The process of winning such reforms tends to instil into its participants many social values necessary for the formation of a Resource Based Economy. For example, bigotry based on racial, gender or sexual discrimination are barriers to a cooperative society, as they are barriers to the cooperation of the labour movement. Success in both cases requires we relinquish such bigotry by necessity, as regularly occurs in an active labour movement.

Workers’ most effective actions to impose their wills against economic or political authority are strikes, mass discontinuation of work, best combined with picket lines, human barriers to business as usual. These are genuine acts of defiance against the money sequence of value and for the life sequence of value. Observe these events and you’ll notice such multidisciplinary teamwork generates a cooperative culture both within workplaces and inter-workplace, harbouring the potential emergence of the first and transitionary multidisciplinary teams.

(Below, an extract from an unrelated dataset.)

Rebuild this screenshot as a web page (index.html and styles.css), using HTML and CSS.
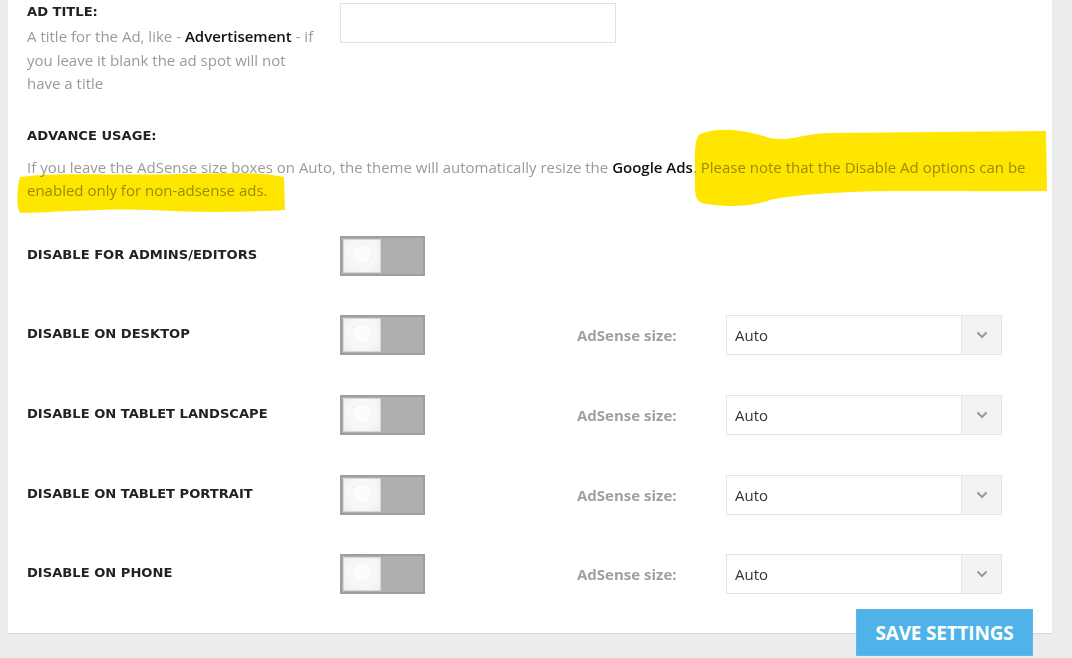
FILE: index.html
```html
<!DOCTYPE html>
<html>
<head>
<meta charset="utf-8">
<link rel="stylesheet" href="styles.css">
</head>
<body>
<div class="page">
  <div class="panel">
    <div class="row row-title">
      <div class="label-col">
        <div class="label">AD TITLE:</div>
        <div class="desc">A title for the Ad, like - <b>Advertisement</b> - if you leave it blank the ad spot will not have a title</div>
      </div>
      <input class="text-input" type="text">
    </div>

    <div class="advance">
      <div class="label">ADVANCE USAGE:</div>
      <p class="desc">If you leave the AdSense size boxes on Auto, the theme will automatically resize the <b>Google Ads</b>. Please note that the Disable Ad options can be enabled only for non-adsense ads.</p>
      <svg class="marker" width="1072" height="240" viewBox="0 0 1072 240">
        <path d="M700 132 C720 124 745 128 770 136 C790 140 800 132 830 131 L1046 129 L1047 189 C990 190 900 188 850 190 C810 192 790 194 770 198 C750 206 720 205 702 201 C694 198 695 190 695 170 C695 150 694 138 700 132 Z" fill="#ffe600"/>
        <path d="M20 175 C60 170 120 174 180 172 C230 171 260 170 284 175 L285 208 C250 210 200 211 150 208 C110 206 60 210 20 211 C16 205 17 185 20 175 Z" fill="#ffe600"/>
      </svg>
    </div>

    <div class="row opt">
      <div class="label-col"><div class="label">DISABLE FOR ADMINS/EDITORS</div></div>
      <div class="toggle"><span class="knob"></span></div>
    </div>

    <div class="row opt">
      <div class="label-col"><div class="label">DISABLE ON DESKTOP</div></div>
      <div class="toggle"><span class="knob"></span></div>
      <div class="size-label">AdSense size:</div>
      <div class="select"><span class="val">Auto</span><span class="arrow"><svg width="12" height="8" viewBox="0 0 12 8"><path d="M1.5 1.5 L6 6 L10.5 1.5" fill="none" stroke="#999" stroke-width="2"/></svg></span></div>
    </div>

    <div class="row opt">
      <div class="label-col"><div class="label">DISABLE ON TABLET LANDSCAPE</div></div>
      <div class="toggle"><span class="knob"></span></div>
      <div class="size-label">AdSense size:</div>
      <div class="select"><span class="val">Auto</span><span class="arrow"><svg width="12" height="8" viewBox="0 0 12 8"><path d="M1.5 1.5 L6 6 L10.5 1.5" fill="none" stroke="#999" stroke-width="2"/></svg></span></div>
    </div>

    <div class="row opt">
      <div class="label-col"><div class="label">DISABLE ON TABLET PORTRAIT</div></div>
      <div class="toggle"><span class="knob"></span></div>
      <div class="size-label">AdSense size:</div>
      <div class="select"><span class="val">Auto</span><span class="arrow"><svg width="12" height="8" viewBox="0 0 12 8"><path d="M1.5 1.5 L6 6 L10.5 1.5" fill="none" stroke="#999" stroke-width="2"/></svg></span></div>
    </div>

    <div class="row opt last">
      <div class="label-col"><div class="label">DISABLE ON PHONE</div></div>
      <div class="toggle"><span class="knob"></span></div>
      <div class="size-label">AdSense size:</div>
      <div class="select"><span class="val">Auto</span><span class="arrow"><svg width="12" height="8" viewBox="0 0 12 8"><path d="M1.5 1.5 L6 6 L10.5 1.5" fill="none" stroke="#999" stroke-width="2"/></svg></span></div>
    </div>
  </div>
  <button class="save">SAVE SETTINGS</button>
</div>
</body>
</html>
```

FILE: styles.css
```css
html, body {
  margin: 0;
  padding: 0;
  background: #ececec;
  height: 658px;
  overflow: hidden;
}
.page {
  position: relative;
  height: 658px;
}
.panel {
  margin-left: 8px;
  width: 1044px;
  height: 633px;
  background: #fff;
  box-shadow: 0 1px 1px rgba(0,0,0,0.08);
  box-sizing: border-box;
  padding: 0 19px;
  font-family: "Open Sans", sans-serif;
}
.row {
  display: flex;
  align-items: flex-start;
}
.label-col {
  width: 313px;
  flex: none;
}
.label {
  font-family: "DejaVu Sans", sans-serif;
  font-weight: bold;
  font-size: 13.1px;
  color: #222;
  line-height: 16px;
}
.desc {
  font-size: 15px;
  color: #9a9a9a;
  line-height: 23.5px;
  margin: 0;
}
.desc b {
  font-weight: 600;
  color: #111;
}
.row-title {
  padding-top: 4px;
}
.row-title .desc {
  width: 292px;
  margin-top: 5px;
}
.text-input {
  width: 276px;
  height: 40px;
  box-sizing: border-box;
  border: 1px solid #e2e2e2;
  margin: -1px 0 0 0;
  padding: 0;
  background: #fff;
  outline: none;
}
.advance {
  position: relative;
  margin-top: 32px;
}
.advance .desc {
  margin-top: 12px;
}
.marker {
  position: absolute;
  left: -27px;
  top: -126px;
  mix-blend-mode: multiply;
  pointer-events: none;
}
.opt {
  height: 79.7px;
}
.advance + .opt {
  margin-top: 33px;
}
.opt .label {
  padding-top: 11px;
}
.toggle {
  width: 85px;
  height: 40px;
  box-sizing: border-box;
  background: #afafaf;
  border: 2px solid #9e9e9e;
  padding: 1px;
  flex: none;
}
.knob {
  display: block;
  width: 38px;
  height: 34px;
  box-sizing: border-box;
  border: 1px solid #d6d6d6;
  background: radial-gradient(circle at 50% 45%, #fcfcfc 0, #fcfcfc 8px, #f5f5f5 10px, #f8f8f8 13px, #eeeeee 100%);
}
.size-label {
  margin-left: 152px;
  width: 149px;
  font-size: 15px;
  font-weight: bold;
  color: #a0a0a0;
  line-height: 40px;
  height: 40px;
}
.select {
  width: 276px;
  height: 40px;
  box-sizing: border-box;
  border: 1px solid #e4e4e4;
  display: flex;
  background: #fff;
}
.select .val {
  flex: 1;
  padding-left: 8px;
  font-size: 15px;
  color: #333;
  line-height: 38px;
}
.select .arrow {
  width: 39px;
  background: #f3f3f3;
  border-left: 1px solid #e4e4e4;
  display: flex;
  align-items: center;
  justify-content: center;
}
.save {
  position: absolute;
  left: 856px;
  top: 609px;
  width: 177px;
  height: 47px;
  background: #4fb3ea;
  border: 1px solid #5cb8ee;
  color: #fff;
  font-family: "Open Sans", sans-serif;
  font-weight: bold;
  font-size: 19px;
  padding: 0;
  letter-spacing: -0.2px;
}
```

For these reasons and more, we must lend workers our active support to ensure their successes, while fostering such rebellion within our own workplace. Our support and workers’ success will foster workers’ confidence and a belief that a cooperative society is possible, through real-life demonstration. We can also use this interaction as a platform to argue for an economy founded on large-scale economic teamwork that, as this blog argues, will make the transition to a Resource Based Economy inevitable. Thereby, a movement for simple demands and reforms becomes a movement for the transformation of society, involving those capable of transforming it.